**Data excerpt:**
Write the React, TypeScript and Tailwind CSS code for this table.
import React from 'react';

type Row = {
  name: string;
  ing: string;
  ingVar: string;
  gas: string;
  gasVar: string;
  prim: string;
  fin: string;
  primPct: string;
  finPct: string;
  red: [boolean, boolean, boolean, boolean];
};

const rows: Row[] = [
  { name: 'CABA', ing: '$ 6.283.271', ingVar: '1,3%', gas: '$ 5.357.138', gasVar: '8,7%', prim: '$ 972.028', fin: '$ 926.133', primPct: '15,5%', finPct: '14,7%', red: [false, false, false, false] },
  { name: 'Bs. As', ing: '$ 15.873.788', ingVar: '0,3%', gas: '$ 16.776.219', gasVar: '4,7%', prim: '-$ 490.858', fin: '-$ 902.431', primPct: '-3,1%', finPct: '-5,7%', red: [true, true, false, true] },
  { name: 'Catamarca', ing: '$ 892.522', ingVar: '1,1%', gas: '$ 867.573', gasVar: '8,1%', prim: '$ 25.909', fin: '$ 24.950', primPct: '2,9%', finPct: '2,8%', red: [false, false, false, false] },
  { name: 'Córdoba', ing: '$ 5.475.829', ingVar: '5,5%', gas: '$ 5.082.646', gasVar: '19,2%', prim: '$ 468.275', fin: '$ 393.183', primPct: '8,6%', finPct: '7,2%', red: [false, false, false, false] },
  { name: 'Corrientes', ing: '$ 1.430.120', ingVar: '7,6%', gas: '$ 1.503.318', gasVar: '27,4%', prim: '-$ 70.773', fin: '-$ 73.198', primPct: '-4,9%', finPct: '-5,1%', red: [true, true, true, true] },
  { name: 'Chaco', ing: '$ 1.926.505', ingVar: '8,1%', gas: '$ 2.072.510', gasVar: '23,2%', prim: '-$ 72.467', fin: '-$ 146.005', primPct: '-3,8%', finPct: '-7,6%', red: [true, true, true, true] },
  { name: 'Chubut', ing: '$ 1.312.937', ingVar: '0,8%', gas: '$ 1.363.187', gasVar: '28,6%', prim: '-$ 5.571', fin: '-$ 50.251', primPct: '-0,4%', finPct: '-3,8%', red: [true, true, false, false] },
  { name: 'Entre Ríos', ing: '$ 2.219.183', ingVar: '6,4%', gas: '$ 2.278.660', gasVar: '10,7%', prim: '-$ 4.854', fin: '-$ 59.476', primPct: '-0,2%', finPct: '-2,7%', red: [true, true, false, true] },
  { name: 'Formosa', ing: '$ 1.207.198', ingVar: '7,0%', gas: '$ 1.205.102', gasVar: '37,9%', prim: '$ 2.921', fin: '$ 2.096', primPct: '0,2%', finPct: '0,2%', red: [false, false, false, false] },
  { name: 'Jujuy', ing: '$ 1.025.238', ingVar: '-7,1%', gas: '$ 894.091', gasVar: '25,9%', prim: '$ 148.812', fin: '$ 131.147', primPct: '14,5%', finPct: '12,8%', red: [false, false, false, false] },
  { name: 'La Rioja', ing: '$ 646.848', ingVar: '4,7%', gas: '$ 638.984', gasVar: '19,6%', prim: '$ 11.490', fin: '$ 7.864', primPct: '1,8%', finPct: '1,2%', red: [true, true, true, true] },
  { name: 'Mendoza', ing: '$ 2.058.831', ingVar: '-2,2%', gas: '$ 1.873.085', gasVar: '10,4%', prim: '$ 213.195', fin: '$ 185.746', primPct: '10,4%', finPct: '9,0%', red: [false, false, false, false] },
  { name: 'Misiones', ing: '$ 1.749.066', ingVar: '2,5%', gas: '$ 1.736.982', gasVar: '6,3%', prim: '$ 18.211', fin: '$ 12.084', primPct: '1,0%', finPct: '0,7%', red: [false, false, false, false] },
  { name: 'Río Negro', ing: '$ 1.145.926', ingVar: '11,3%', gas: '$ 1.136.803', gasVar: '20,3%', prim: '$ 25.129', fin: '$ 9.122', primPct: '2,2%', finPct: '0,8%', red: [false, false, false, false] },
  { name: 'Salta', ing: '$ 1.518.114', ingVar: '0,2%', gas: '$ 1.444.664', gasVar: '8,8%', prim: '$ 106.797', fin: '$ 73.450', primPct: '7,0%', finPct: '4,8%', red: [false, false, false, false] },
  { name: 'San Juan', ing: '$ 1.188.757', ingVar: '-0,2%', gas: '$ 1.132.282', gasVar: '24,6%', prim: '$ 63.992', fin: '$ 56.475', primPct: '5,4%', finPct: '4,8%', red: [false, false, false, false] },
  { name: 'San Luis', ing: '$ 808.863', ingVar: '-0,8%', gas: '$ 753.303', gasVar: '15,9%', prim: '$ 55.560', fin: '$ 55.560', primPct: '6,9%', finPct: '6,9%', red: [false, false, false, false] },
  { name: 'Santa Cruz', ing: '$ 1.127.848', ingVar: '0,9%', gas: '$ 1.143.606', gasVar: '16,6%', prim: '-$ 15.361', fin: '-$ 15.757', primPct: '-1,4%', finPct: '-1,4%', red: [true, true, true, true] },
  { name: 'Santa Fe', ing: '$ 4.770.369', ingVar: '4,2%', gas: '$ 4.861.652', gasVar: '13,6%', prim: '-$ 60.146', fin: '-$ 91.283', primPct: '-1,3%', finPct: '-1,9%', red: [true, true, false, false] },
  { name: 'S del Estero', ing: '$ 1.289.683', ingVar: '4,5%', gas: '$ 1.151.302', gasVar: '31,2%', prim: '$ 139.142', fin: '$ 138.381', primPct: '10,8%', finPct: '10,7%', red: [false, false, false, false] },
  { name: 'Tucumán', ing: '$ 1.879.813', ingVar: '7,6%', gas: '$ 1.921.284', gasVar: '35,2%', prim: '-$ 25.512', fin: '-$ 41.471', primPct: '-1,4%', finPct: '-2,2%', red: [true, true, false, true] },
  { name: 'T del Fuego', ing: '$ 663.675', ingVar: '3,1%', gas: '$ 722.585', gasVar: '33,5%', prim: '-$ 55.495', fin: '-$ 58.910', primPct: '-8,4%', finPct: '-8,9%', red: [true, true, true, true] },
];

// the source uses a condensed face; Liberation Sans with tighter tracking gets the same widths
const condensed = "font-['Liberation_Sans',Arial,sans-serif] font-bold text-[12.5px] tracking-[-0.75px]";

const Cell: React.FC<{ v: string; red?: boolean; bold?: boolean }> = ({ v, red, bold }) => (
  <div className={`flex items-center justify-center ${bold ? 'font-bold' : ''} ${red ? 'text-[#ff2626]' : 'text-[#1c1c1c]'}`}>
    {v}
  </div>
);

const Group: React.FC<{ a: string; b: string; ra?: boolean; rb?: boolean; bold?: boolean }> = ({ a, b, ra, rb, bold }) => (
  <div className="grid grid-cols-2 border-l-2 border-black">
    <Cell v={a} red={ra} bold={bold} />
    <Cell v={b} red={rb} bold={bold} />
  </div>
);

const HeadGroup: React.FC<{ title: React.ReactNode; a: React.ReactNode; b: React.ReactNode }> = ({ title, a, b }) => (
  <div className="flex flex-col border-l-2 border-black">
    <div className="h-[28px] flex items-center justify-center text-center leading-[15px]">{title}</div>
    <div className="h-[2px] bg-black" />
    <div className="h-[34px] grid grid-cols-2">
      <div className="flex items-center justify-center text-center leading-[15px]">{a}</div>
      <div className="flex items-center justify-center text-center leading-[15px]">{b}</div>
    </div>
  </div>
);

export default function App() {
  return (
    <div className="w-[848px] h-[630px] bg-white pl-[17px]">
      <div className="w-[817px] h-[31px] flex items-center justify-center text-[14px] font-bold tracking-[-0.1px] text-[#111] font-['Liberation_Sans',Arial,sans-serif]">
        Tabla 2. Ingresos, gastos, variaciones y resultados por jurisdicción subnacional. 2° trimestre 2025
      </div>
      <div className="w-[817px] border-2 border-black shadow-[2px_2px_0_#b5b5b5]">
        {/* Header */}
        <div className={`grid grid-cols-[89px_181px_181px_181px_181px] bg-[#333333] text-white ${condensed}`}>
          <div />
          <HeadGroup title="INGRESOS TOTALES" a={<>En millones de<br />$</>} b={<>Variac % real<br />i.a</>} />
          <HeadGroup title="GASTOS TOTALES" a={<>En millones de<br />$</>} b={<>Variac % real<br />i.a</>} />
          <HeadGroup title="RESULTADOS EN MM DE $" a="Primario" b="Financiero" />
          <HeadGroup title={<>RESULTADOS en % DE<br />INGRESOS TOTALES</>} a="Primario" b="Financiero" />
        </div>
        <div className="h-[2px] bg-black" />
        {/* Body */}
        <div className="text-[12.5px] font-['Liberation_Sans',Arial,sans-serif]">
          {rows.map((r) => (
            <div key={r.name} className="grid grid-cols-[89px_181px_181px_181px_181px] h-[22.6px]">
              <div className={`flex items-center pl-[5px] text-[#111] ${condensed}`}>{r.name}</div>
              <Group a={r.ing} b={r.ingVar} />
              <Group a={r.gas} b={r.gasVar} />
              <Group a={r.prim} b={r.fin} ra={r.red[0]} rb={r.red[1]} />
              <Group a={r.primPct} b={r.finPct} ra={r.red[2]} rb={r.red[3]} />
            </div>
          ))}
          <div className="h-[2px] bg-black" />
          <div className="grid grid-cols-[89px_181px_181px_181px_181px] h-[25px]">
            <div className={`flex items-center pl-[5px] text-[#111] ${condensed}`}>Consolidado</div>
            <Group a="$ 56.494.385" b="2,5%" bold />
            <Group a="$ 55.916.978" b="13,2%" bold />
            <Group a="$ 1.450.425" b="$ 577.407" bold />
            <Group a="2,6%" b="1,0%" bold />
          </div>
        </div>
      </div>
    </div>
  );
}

**Objective:**
Everything from the first line through the line containing "import React from 'react';" should be quoted exactly, and nothing beyond it.

**Problem solution:**
Write the React, TypeScript and Tailwind CSS code for this table.
import React from 'react';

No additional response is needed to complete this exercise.